**WRITTEN TASK**
In how many lines of the data does the word "styles" appear? Give the number by itself.

**MATERIAL PROVIDED**

++++++

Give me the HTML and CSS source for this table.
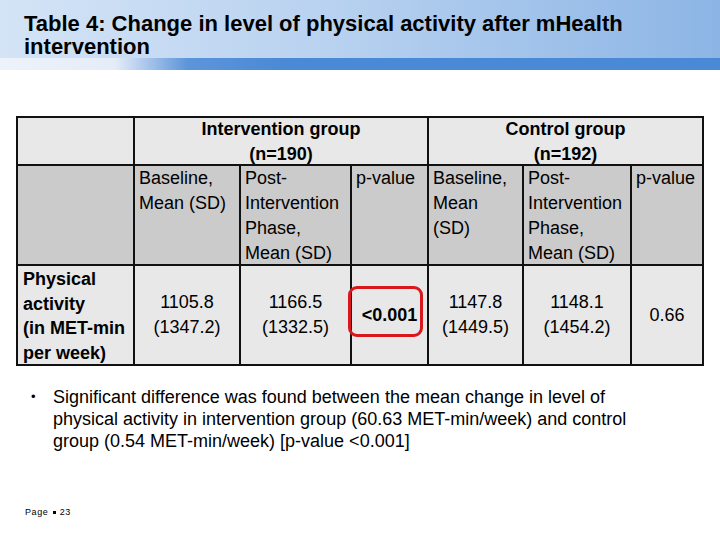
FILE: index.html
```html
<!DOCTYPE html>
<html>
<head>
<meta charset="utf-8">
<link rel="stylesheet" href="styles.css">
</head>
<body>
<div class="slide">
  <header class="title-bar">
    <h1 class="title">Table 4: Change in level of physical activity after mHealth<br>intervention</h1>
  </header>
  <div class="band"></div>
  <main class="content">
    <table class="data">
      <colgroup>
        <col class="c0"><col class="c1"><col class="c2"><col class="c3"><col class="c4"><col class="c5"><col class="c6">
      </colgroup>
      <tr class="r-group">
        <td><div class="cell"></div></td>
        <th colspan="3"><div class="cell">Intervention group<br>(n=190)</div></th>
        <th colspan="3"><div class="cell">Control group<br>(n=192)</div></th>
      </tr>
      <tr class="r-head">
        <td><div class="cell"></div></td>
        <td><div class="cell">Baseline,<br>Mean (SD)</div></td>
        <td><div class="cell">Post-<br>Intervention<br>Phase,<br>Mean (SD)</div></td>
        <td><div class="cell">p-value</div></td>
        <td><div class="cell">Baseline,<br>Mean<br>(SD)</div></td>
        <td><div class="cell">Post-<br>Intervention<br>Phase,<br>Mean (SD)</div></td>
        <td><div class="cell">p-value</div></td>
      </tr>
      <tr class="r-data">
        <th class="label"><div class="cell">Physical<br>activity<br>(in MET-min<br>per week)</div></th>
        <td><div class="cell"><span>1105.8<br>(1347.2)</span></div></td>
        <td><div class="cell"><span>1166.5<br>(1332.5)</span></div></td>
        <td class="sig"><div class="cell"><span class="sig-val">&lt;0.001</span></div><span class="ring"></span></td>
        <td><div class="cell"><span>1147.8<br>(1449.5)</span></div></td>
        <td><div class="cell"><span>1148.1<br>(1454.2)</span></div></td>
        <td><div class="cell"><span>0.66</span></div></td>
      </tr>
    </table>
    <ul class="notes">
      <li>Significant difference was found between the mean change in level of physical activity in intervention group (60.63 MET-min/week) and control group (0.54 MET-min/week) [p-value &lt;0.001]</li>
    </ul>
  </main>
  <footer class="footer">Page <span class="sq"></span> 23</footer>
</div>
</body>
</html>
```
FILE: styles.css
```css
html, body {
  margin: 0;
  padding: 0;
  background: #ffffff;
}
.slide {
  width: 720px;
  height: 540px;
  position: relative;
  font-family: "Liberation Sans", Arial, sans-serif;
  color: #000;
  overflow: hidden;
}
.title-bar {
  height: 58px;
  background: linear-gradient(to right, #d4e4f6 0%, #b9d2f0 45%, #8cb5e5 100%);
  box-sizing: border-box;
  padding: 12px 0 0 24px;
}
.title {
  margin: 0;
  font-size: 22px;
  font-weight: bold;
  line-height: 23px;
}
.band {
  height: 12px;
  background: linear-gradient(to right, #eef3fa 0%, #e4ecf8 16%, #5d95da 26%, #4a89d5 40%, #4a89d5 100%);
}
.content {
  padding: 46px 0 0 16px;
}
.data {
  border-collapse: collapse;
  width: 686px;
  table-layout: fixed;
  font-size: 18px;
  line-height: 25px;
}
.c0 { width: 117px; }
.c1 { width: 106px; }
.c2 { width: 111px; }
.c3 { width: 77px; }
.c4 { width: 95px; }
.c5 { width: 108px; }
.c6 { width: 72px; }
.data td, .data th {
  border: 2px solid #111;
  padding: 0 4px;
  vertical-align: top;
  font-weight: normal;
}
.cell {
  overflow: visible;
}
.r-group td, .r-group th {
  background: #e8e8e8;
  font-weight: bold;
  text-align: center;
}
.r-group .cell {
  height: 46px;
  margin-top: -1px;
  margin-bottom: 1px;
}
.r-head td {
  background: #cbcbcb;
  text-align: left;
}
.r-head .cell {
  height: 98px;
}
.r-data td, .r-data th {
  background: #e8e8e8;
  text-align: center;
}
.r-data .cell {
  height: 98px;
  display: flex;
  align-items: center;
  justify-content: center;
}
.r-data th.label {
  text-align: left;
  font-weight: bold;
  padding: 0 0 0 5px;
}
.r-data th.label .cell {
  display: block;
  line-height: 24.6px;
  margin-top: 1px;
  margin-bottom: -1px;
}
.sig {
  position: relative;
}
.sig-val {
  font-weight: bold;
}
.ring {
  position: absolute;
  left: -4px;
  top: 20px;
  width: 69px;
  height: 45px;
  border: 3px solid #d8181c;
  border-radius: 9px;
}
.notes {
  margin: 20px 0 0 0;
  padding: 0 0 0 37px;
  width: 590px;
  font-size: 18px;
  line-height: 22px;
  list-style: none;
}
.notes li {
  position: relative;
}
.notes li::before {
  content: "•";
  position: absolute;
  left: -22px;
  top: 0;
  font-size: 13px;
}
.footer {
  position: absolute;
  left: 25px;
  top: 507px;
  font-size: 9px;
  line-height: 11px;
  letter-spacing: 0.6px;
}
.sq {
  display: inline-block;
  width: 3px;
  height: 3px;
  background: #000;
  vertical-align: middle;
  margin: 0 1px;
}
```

++++++

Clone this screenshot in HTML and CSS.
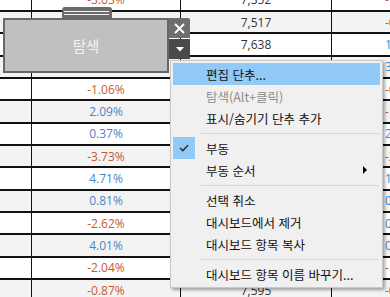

++++++

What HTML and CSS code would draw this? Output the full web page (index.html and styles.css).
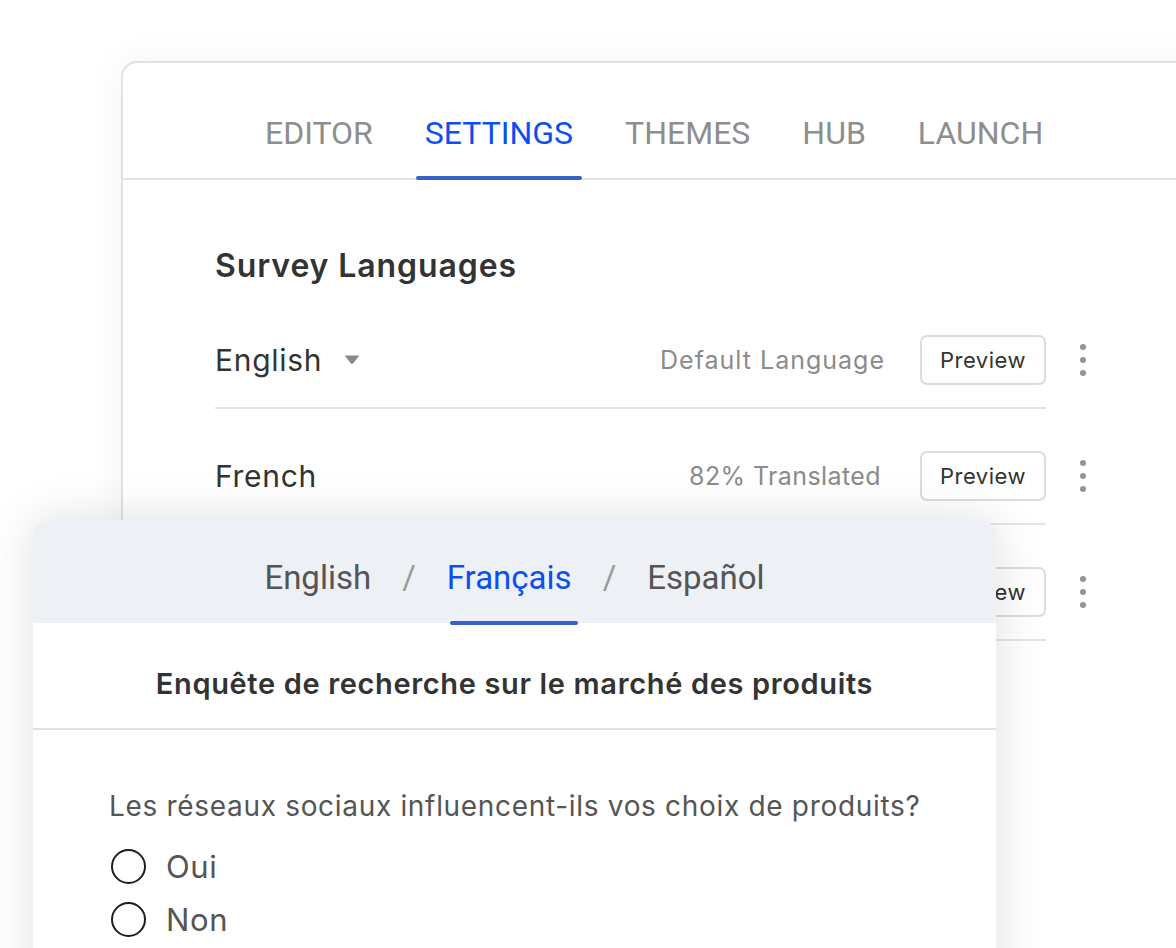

++++++

**WRITTEN ANSWER**
3